> _TASK DESCRIPTION_: Lines that hold the word "this" should be located and copied.

> _GIVEN ENTRIES_:
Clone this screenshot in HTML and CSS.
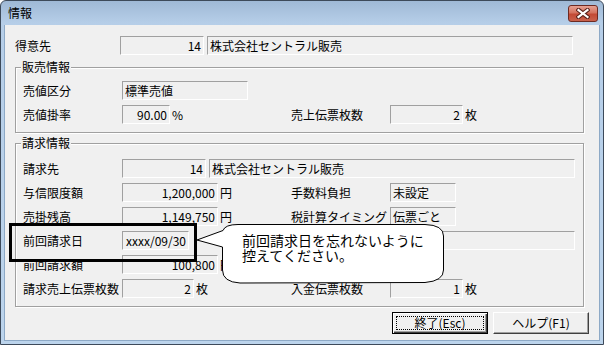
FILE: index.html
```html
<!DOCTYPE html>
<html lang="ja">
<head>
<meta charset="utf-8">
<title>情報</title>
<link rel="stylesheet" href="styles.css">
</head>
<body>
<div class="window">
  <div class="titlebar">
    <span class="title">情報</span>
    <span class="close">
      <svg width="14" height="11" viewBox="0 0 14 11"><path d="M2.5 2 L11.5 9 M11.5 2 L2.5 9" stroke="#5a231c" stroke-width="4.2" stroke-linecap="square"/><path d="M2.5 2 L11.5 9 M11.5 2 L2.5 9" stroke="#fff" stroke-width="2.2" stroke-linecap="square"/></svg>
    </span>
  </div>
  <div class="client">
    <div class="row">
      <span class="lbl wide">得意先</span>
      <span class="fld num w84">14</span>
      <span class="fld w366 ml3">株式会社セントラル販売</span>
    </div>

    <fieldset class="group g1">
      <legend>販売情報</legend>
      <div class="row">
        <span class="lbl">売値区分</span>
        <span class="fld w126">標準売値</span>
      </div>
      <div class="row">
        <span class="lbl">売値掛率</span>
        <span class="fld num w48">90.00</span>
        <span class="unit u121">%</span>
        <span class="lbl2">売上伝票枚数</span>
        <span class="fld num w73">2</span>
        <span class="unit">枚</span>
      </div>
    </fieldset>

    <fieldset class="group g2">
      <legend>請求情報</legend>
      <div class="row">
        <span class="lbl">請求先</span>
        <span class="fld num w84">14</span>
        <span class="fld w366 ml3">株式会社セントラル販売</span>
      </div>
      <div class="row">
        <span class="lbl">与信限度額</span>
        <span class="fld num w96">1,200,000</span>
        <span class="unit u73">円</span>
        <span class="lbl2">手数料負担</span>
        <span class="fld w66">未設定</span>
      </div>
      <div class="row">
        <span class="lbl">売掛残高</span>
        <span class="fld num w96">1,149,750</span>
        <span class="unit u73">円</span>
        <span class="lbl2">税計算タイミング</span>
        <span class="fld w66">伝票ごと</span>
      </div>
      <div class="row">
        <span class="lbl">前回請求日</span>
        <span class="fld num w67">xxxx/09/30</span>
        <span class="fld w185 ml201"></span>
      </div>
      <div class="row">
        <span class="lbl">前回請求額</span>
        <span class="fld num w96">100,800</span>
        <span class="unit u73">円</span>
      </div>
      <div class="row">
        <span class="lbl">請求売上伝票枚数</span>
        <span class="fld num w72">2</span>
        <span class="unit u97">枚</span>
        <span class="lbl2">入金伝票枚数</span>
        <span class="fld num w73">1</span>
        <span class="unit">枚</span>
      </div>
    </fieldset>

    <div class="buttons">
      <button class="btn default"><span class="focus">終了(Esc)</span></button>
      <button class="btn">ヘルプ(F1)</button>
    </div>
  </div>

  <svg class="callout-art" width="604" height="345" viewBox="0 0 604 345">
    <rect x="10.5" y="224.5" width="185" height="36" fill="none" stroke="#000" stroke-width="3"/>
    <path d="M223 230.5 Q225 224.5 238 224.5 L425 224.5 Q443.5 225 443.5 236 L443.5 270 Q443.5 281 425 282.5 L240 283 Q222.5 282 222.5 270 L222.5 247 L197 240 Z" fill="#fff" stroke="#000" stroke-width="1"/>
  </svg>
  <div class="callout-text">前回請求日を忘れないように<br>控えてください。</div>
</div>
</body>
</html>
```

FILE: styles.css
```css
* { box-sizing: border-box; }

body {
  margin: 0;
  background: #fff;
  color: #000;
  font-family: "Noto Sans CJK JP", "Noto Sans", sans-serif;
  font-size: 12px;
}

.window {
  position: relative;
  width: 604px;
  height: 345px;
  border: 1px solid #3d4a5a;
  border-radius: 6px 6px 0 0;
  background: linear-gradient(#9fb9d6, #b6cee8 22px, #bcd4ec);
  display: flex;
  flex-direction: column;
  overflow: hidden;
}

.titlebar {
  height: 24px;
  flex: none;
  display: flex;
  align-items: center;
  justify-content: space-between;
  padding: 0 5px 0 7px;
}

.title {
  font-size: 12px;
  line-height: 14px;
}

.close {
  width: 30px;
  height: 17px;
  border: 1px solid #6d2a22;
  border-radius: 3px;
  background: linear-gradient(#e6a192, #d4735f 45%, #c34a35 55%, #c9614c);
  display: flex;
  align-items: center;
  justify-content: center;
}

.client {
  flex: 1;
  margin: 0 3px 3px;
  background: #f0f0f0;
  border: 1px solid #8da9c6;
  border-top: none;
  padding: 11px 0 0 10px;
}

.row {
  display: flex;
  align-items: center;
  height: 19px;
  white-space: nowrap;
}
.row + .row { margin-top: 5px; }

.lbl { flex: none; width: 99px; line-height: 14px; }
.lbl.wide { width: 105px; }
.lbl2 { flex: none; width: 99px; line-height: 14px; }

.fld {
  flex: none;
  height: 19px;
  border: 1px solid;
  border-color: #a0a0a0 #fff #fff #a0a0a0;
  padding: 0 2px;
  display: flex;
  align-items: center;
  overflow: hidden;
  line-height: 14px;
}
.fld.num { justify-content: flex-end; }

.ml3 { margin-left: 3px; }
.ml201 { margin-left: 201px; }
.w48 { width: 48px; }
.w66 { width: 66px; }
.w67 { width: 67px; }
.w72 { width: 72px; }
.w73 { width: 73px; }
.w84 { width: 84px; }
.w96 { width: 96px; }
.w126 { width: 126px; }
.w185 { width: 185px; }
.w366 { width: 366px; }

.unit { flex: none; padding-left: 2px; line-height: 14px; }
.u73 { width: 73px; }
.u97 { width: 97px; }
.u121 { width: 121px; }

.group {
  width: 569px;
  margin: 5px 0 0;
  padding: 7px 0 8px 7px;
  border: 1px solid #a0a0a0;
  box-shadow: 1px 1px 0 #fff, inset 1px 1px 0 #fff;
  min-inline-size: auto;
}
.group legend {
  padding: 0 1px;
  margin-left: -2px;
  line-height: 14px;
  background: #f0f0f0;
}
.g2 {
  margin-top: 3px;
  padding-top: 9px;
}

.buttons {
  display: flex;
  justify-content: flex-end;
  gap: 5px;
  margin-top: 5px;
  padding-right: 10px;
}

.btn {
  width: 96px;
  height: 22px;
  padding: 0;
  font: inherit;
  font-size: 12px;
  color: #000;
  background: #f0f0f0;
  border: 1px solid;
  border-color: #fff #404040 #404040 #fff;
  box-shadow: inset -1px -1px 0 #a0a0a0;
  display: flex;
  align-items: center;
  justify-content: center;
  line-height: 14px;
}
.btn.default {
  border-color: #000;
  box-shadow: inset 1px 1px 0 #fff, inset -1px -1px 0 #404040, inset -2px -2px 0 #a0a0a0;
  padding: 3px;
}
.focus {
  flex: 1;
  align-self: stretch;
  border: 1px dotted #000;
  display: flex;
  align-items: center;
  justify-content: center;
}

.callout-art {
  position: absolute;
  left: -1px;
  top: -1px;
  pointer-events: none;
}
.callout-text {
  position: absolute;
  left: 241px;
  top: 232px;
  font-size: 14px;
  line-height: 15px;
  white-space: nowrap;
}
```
--
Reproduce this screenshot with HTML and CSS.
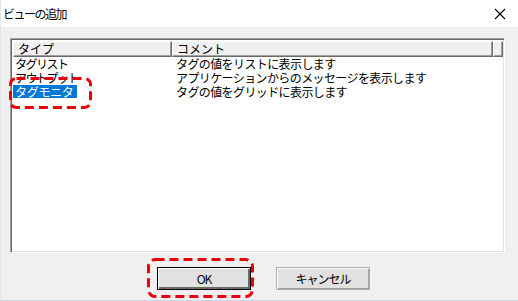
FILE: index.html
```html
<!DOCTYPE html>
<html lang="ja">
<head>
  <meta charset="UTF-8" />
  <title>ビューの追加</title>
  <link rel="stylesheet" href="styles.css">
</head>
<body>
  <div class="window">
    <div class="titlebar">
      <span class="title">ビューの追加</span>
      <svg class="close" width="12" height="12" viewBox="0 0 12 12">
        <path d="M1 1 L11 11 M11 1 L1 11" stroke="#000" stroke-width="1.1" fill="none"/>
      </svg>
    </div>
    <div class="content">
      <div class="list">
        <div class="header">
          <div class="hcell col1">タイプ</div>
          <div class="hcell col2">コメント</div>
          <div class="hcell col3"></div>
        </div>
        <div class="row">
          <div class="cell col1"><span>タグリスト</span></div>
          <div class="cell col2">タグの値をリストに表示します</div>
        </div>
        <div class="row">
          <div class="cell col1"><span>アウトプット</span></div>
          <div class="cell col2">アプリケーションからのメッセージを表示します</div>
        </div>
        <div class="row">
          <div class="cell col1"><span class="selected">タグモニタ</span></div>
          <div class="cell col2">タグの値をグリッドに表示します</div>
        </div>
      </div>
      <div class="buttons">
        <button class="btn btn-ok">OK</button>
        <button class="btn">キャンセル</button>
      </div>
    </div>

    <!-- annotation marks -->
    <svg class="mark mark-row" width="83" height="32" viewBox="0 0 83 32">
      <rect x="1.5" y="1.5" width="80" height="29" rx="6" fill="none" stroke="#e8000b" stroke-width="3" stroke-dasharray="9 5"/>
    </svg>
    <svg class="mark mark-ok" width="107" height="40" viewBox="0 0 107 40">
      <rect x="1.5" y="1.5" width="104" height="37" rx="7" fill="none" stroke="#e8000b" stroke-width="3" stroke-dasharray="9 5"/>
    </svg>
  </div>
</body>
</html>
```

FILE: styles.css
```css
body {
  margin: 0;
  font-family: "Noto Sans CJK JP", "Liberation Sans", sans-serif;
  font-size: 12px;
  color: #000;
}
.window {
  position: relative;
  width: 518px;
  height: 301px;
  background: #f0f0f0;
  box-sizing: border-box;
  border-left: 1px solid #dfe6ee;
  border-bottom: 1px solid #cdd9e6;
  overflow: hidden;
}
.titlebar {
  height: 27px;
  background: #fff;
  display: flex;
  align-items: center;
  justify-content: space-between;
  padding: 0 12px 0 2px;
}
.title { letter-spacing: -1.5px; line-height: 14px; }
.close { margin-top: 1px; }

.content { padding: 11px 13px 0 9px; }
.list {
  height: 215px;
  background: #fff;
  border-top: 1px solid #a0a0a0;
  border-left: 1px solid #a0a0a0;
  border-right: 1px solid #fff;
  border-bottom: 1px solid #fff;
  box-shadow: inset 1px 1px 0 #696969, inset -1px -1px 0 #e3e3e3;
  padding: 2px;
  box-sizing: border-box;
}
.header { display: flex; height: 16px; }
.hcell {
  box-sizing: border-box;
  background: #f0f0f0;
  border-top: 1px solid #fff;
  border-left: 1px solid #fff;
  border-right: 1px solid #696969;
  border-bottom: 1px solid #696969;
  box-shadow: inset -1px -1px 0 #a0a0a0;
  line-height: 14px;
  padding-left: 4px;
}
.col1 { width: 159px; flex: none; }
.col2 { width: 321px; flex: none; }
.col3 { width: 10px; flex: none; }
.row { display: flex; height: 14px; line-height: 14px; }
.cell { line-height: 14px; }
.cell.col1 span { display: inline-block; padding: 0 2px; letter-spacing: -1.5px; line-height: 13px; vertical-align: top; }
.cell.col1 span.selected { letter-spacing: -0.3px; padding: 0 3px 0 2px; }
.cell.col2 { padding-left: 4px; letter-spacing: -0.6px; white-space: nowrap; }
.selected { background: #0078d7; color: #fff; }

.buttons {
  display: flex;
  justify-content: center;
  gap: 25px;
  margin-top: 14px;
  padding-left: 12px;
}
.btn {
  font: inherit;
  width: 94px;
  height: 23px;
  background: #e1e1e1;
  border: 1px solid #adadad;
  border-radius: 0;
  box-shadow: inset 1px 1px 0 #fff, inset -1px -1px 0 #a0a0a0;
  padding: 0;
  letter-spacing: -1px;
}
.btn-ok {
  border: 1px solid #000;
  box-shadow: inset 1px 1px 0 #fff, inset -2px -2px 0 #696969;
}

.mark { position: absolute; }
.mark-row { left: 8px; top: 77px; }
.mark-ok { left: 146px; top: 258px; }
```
* * *
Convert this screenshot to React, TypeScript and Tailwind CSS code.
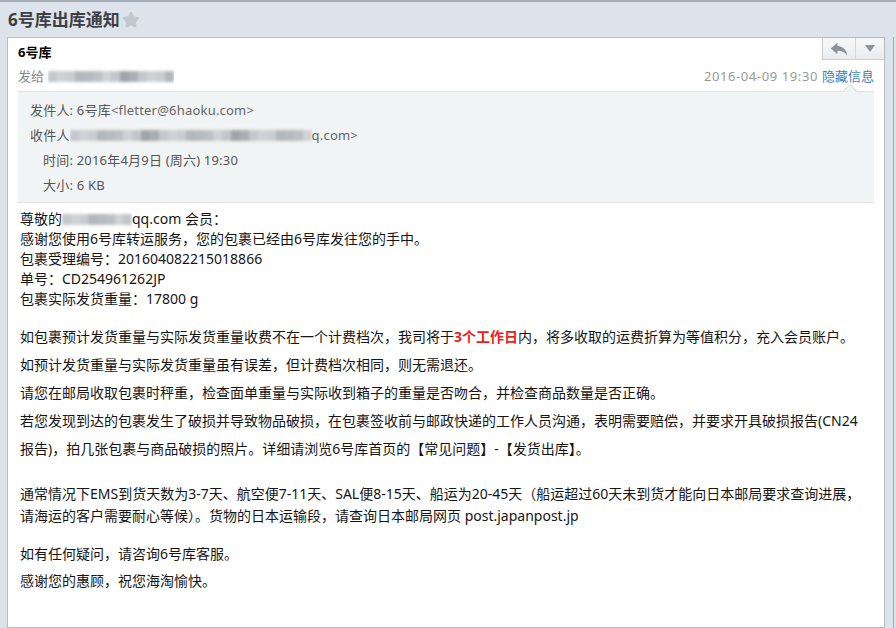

> _WRITTEN RESPONSE_:
Clone this screenshot in HTML and CSS.
Reproduce this screenshot with HTML and CSS.
Convert this screenshot to React, TypeScript and Tailwind CSS code.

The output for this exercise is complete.